To summarize, the primary strategies for mitigating validator slashing risk involve technical diligence and operational discipline. This includes using reliable, redundant infrastructure with failover mechanisms, automating key maintenance tasks like software updates and key management, and implementing comprehensive monitoring with alerts for metrics like missed attestations, sync status, and balance changes. A well-defined incident response plan is critical for minimizing downtime and potential penalties if a slashing event occurs.

For ongoing education and monitoring, several tools and resources are essential. Utilize block explorers like Beaconcha.in or Etherscan's Beacon Chain tracker to monitor your validator's performance. Set up alerts through services like Blockscape or run your own monitoring stack with Grafana and Prometheus. Stay informed about network upgrades and client releases by following official communication channels from client teams (e.g., Prysm, Lighthouse, Teku) and the Ethereum Foundation Blog.

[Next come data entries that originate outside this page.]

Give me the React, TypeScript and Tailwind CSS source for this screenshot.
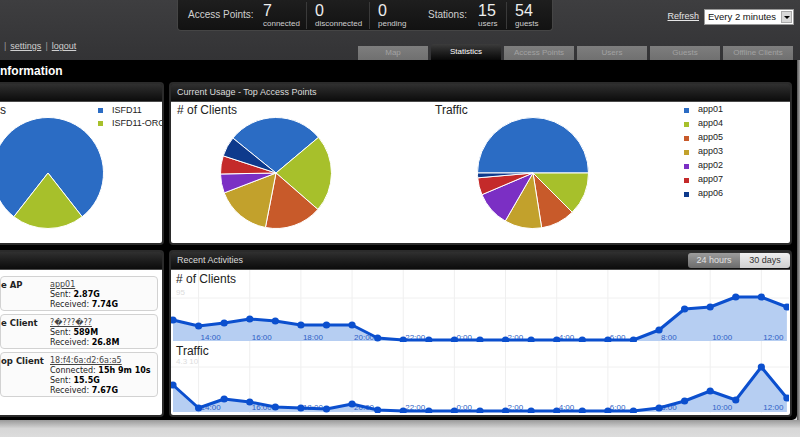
import React from "react";

const BLUE = "#2b6cc4";
const GREEN = "#a7c02b";
const ORANGE = "#c85a2a";
const OLIVE = "#c2a12c";
const PURPLE = "#7b2fc4";
const RED = "#c42a2a";
const NAVY = "#0e3a8c";

type Slice = [number, number, string];

function Pie({ slices }: { slices: Slice[] }) {
  const c = 56;
  const r = 55.5;
  const pt = (a: number) => {
    const rad = (a * Math.PI) / 180;
    return `${(c + r * Math.cos(rad)).toFixed(2)} ${(c + r * Math.sin(rad)).toFixed(2)}`;
  };
  return (
    <svg width="112" height="112" viewBox="0 0 112 112" className="block">
      {slices.map(([a0, a1, col], i) => (
        <path
          key={i}
          d={`M${c} ${c} L${pt(a0)} A${r} ${r} 0 ${a1 - a0 > 180 ? 1 : 0} 1 ${pt(a1)} Z`}
          fill={col}
          stroke="#fff"
          strokeWidth="1"
          strokeLinejoin="round"
        />
      ))}
    </svg>
  );
}

const XS = Array.from({ length: 25 }, (_, i) => 2 + i * 25.58);
const HOURS = ["14:00", "16:00", "18:00", "20:00", "22:00", "0:00", "2:00", "4:00", "6:00", "8:00", "10:00", "12:00"];

const CLIENTS = [320, 326, 323, 319, 321, 325, 325, 325, 338, 340, 340, 340, 340, 340, 340, 340, 340, 340, 340, 330, 309, 307, 297, 297, 307];
const TRAFFIC = [385, 408, 399, 402, 407, 408, 409, 404, 410, 411, 411, 411, 411, 411, 411, 411, 411, 411, 411, 408, 401, 391, 400, 367, 398];

function LineChart(props: {
  title: string;
  data: number[];
  top: number;
  height: number;
  base: number;
  gridY: number;
  valueLabel: string;
  labelY: number;
}) {
  const { title, data, top, height, base, gridY, valueLabel, labelY } = props;
  const pts = data.map((y, i) => [XS[i], y - top] as const);
  const line = pts.map(([x, y], i) => `${i ? "L" : "M"}${x.toFixed(1)} ${y}`).join(" ");
  const b = base - top;
  const area = `${line} L${XS[24].toFixed(1)} ${b} L${XS[0]} ${b} Z`;
  return (
    <div className="relative" style={{ height }}>
      <svg width="618" height={height} className="absolute inset-0">
        {XS.filter((_, i) => i % 2 === 1).map((x, i) => (
          <line key={i} x1={x} x2={x} y1={0} y2={height} stroke="#efefef" strokeWidth="1" />
        ))}
        <line x1={0} x2={618} y1={gridY - top} y2={gridY - top} stroke="#f0f0f0" strokeWidth="1" />
        <text x={5} y={gridY - top - 3} fontSize="8" fill="#dcdcdc" fontFamily="Liberation Sans, sans-serif">
          {valueLabel}
        </text>
        <path d={area} fill="#b6cef2" />
        {HOURS.map((h, i) => (
          <text
            key={h}
            x={XS[i * 2 + 1] + 2}
            y={labelY - top}
            fontSize="8"
            fill="#2f5fc6"
            fontFamily="Liberation Sans, sans-serif"
          >
            {h}
          </text>
        ))}
        <path d={line} fill="none" stroke="#0b4fce" strokeWidth="3" strokeLinejoin="round" />
        {pts.map(([x, y], i) => (
          <circle key={i} cx={x} cy={y} r="3.6" fill="#0b4fce" />
        ))}
      </svg>
      <div className="relative pl-[5px] pt-[2px] text-[12px] leading-[14px] text-[#222]">{title}</div>
    </div>
  );
}

function Panel({
  title,
  right,
  left,
  className,
  children,
}: {
  title: string;
  right?: React.ReactNode;
  left?: boolean;
  className?: string;
  children: React.ReactNode;
}) {
  return (
    <div
      className={`flex flex-col overflow-hidden border-2 border-[#2b2b2b] bg-[#1c1c1c] ${
        left ? "rounded-r-[4px] border-l-0" : "rounded-[4px]"
      } ${className ?? ""}`}
    >
      <div className="flex h-[18px] items-center justify-between border-b border-[#4a4a4a] bg-gradient-to-b from-[#303030] to-[#0c0c0c]">
        <span className="pl-[6px] text-[9px] text-[#dcdcdc]">{title}</span>
        {right}
      </div>
      <div className="flex-1 bg-white">{children}</div>
    </div>
  );
}

function StatGroup({ n, label, className }: { n: string; label: string; className?: string }) {
  return (
    <div className={`flex h-[27px] flex-col ${className ?? ""}`}>
      <span className="text-[16px] leading-[17px] text-[#eee]">{n}</span>
      <span className="text-[8px] leading-[10px] text-[#cfcfcf]">{label}</span>
    </div>
  );
}

function InfoBox({ label, link, rows }: { label: string; link: string; rows: [string, string][] }) {
  return (
    <div className="mr-[4px] flex rounded-[4px] border border-[#d2d2d2] bg-[#fbfbfb] pt-[3px] font-['DejaVu_Sans',sans-serif] text-[8px] leading-[10px] text-[#222]">
      <div className="w-[49px] text-[8.5px] font-bold">{label}</div>
      <div className="flex flex-col">
        <span className="text-[#444] underline">{link}</span>
        {rows.map(([k, v]) => (
          <span key={k}>
            {k} <b className="text-black">{v}</b>
          </span>
        ))}
      </div>
    </div>
  );
}

const TABS = ["Map", "Statistics", "Access Points", "Users", "Guests", "Offline Clients"];

const LEGEND: [string, string][] = [
  ["app01", BLUE],
  ["app04", GREEN],
  ["app05", ORANGE],
  ["app03", OLIVE],
  ["app02", PURPLE],
  ["app07", RED],
  ["app06", NAVY],
];

export default function App() {
  return (
    <div className="h-[437px] w-[800px] overflow-hidden bg-[#d9d9d9] font-['Liberation_Sans',Arial,sans-serif]">
      {/* header */}
      <div className="flex h-[60px] flex-col bg-gradient-to-b from-[#3e3e40] to-[#333335]">
        <div className="flex h-[31px]">
          <div className="ml-[177px] flex h-[31px] w-[376px] items-start rounded-b-[4px] border border-t-0 border-[#454545] bg-gradient-to-b from-[#1e1e1e] to-[#121212] pt-[2px]">
            <span className="ml-[10px] mt-[5px] w-[75px] text-[10px] text-[#d0d0d0]">Access Points:</span>
            <StatGroup n="7" label="connected" className="w-[44px] border-r border-[#3a3a3a]" />
            <StatGroup n="0" label="disconnected" className="w-[63px] border-r border-[#3a3a3a] pl-[8px]" />
            <StatGroup n="0" label="pending" className="w-[58px] pl-[8px]" />
            <span className="mt-[5px] w-[50px] text-[10px] text-[#d0d0d0]">Stations:</span>
            <StatGroup n="15" label="users" className="w-[29px] border-r border-[#3a3a3a]" />
            <StatGroup n="54" label="guests" className="pl-[8px]" />
          </div>
          <div className="ml-auto mr-[6px] mt-[9px] flex h-[16px] items-center gap-[5px]">
            <span className="text-[9px] text-[#e6e6e6] underline">Refresh</span>
            <div className="flex h-[16px] w-[90px] items-center border border-[#999] bg-white pl-[3px] text-[9.5px] text-[#111]">
              <span className="flex-1">Every 2 minutes</span>
              <span className="mr-[1px] flex h-[12px] w-[11px] items-center justify-center border border-[#aaa] bg-[#d8d8d8]">
                <span className="h-0 w-0 border-x-[3px] border-t-[3px] border-x-transparent border-t-black" />
              </span>
            </div>
          </div>
        </div>
        <div className="flex flex-1 items-end justify-between">
          <div className="mb-[9px] flex items-center gap-[4px] pl-[4px] text-[9px] leading-[10px] text-[#cfcfcf]">
            <span className="text-[#999]">|</span>
            <span className="underline">settings</span>
            <span className="text-[#999]">|</span>
            <span className="underline">logout</span>
          </div>
          <div className="mr-[7px] flex items-end gap-[3px]">
            {TABS.map((t) =>
              t === "Statistics" ? (
                <div
                  key={t}
                  className="flex h-[16px] w-[70px] items-center justify-center rounded-t-[3px] bg-gradient-to-b from-[#3c3c3c] to-[#080808] text-[8px] text-white"
                >
                  {t}
                </div>
              ) : (
                <div
                  key={t}
                  className="flex h-[14px] w-[70px] items-center justify-center bg-gradient-to-b from-[#7e7e7e] to-[#707070] text-[8px] text-[#a2a2a2]"
                >
                  {t}
                </div>
              )
            )}
          </div>
        </div>
      </div>

      {/* main */}
      <div className="flex h-[360px]">
        <div className="flex w-[797px] flex-col rounded-br-[5px] bg-black pr-[5px]">
          <div className="h-[22px] text-[12px] font-bold leading-[22px] text-white">nformation</div>
          <div className="grid grid-cols-[164px_623px] grid-rows-[163px_167px] gap-x-[5px] gap-y-[5px]">
            <Panel title="" left>
              <div className="flex">
                <div className="w-[98px]">
                  <div className="pt-[1px] text-[12px] leading-[14px] text-[#222]">s</div>
                  <div className="-ml-[8px]">
                    <Pie slices={[[128, 412, BLUE], [52, 128, GREEN]]} />
                  </div>
                </div>
                <div className="flex flex-col pt-[2px] text-[9px] text-[#222]">
                  {[
                    ["ISFD11", BLUE],
                    ["ISFD11-ORG", GREEN],
                  ].map(([n, c]) => (
                    <div key={n} className="flex h-[13px] items-center whitespace-nowrap">
                      <span className="h-[5px] w-[5px]" style={{ background: c }} />
                      <span className="ml-[9px]">{n}</span>
                    </div>
                  ))}
                </div>
              </div>
            </Panel>

            <Panel title="Current Usage - Top Access Points">
              <div className="flex">
                <div className="w-[264px] pl-[6px]">
                  <div className="pt-[1px] text-[12px] leading-[14px] text-[#222]">
                    # of Clients
                  </div>
                  <div className="ml-[43px]">
                    <Pie
                      slices={[
                        [219, 320, BLUE],
                        [320, 401, GREEN],
                        [41, 101, ORANGE],
                        [101, 159, OLIVE],
                        [159, 179, PURPLE],
                        [179, 198, RED],
                        [198, 219, NAVY],
                      ]}
                    />
                  </div>
                </div>
                <div className="w-[247px]">
                  <div className="pt-[1px] text-[12px] leading-[14px] text-[#222]">Traffic</div>
                  <div className="ml-[42px]">
                    <Pie
                      slices={[
                        [180, 360, BLUE],
                        [0, 45, GREEN],
                        [45, 81, ORANGE],
                        [81, 120, OLIVE],
                        [120, 157, PURPLE],
                        [157, 175, RED],
                        [175, 180, NAVY],
                      ]}
                    />
                  </div>
                </div>
                <div className="flex flex-col pt-[1px] text-[9px] text-[#222]">
                  {LEGEND.map(([n, c]) => (
                    <div key={n} className="flex h-[14px] items-center pl-[2px]">
                      <span className="h-[5px] w-[5px]" style={{ background: c }} />
                      <span className="ml-[9px]">{n}</span>
                    </div>
                  ))}
                </div>
              </div>
            </Panel>

            <Panel title="" left>
              <div className="flex flex-col gap-[3px] pt-[6px]">
                <InfoBox label="e AP" link="app01" rows={[["Sent:", "2.87G"], ["Received:", "7.74G"]]} />
                <InfoBox label="e Client" link="?�???�??" rows={[["Sent:", "589M"], ["Received:", "26.8M"]]} />
                <InfoBox
                  label="op Client"
                  link="18:f4:6a:d2:6a:a5"
                  rows={[
                    ["Connected:", "15h 9m 10s"],
                    ["Sent:", "15.5G"],
                    ["Received:", "7.67G"],
                  ]}
                />
              </div>
            </Panel>

            <Panel
              title="Recent Activities"
              right={
                <div className="flex h-[15px] overflow-hidden rounded-[3px] text-[9px]">
                  <span className="flex w-[52px] items-center justify-center bg-gradient-to-b from-[#9c9c9c] to-[#6c6c6c] text-[#e2e2e2]">
                    24 hours
                  </span>
                  <span className="flex w-[50px] items-center justify-center bg-gradient-to-b from-[#f0f0f0] to-[#d0d0d0] text-[#333]">
                    30 days
                  </span>
                </div>
              }
            >
              <LineChart
                title="# of Clients"
                data={CLIENTS}
                top={270}
                height={72}
                base={341}
                gridY={298}
                valueLabel="95"
                labelY={340}
              />
              <LineChart
                title="Traffic"
                data={TRAFFIC}
                top={342}
                height={71}
                base={412}
                gridY={367}
                valueLabel="4.3 10"
                labelY={410}
              />
            </Panel>
          </div>
        </div>
        <div className="w-[3px] bg-gradient-to-r from-[#555] to-[#a8a8a8]" />
      </div>
      <div className="h-[17px] bg-gradient-to-b from-[#9a9a9a] via-[#d6d6d6] to-[#dcdcdc]" />
    </div>
  );
}
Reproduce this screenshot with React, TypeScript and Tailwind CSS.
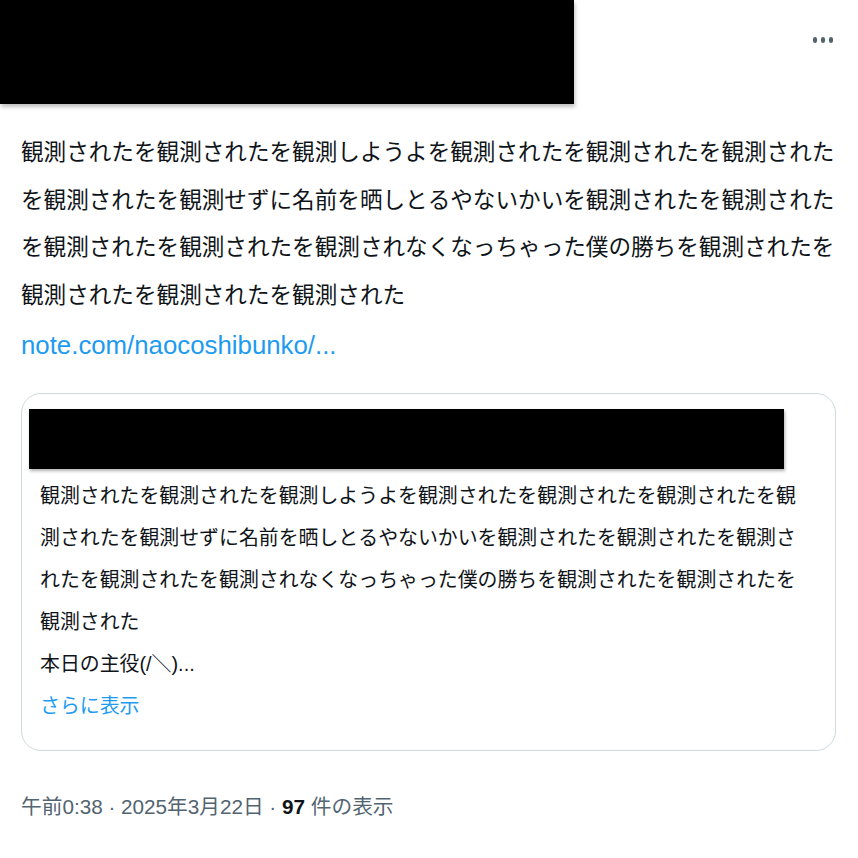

Your next steps should be to audit your current setup against the best practices covered. Review your infrastructure for single points of failure, verify your backup and key recovery procedures, and test your monitoring alerts. Consider joining a staking community or Discord server to learn from other operators' experiences. Remember, managing slashing risk is not about eliminating it entirely—which is impossible in a decentralized system—but about systematically reducing its probability and impact to protect your staked ETH and the health of the network.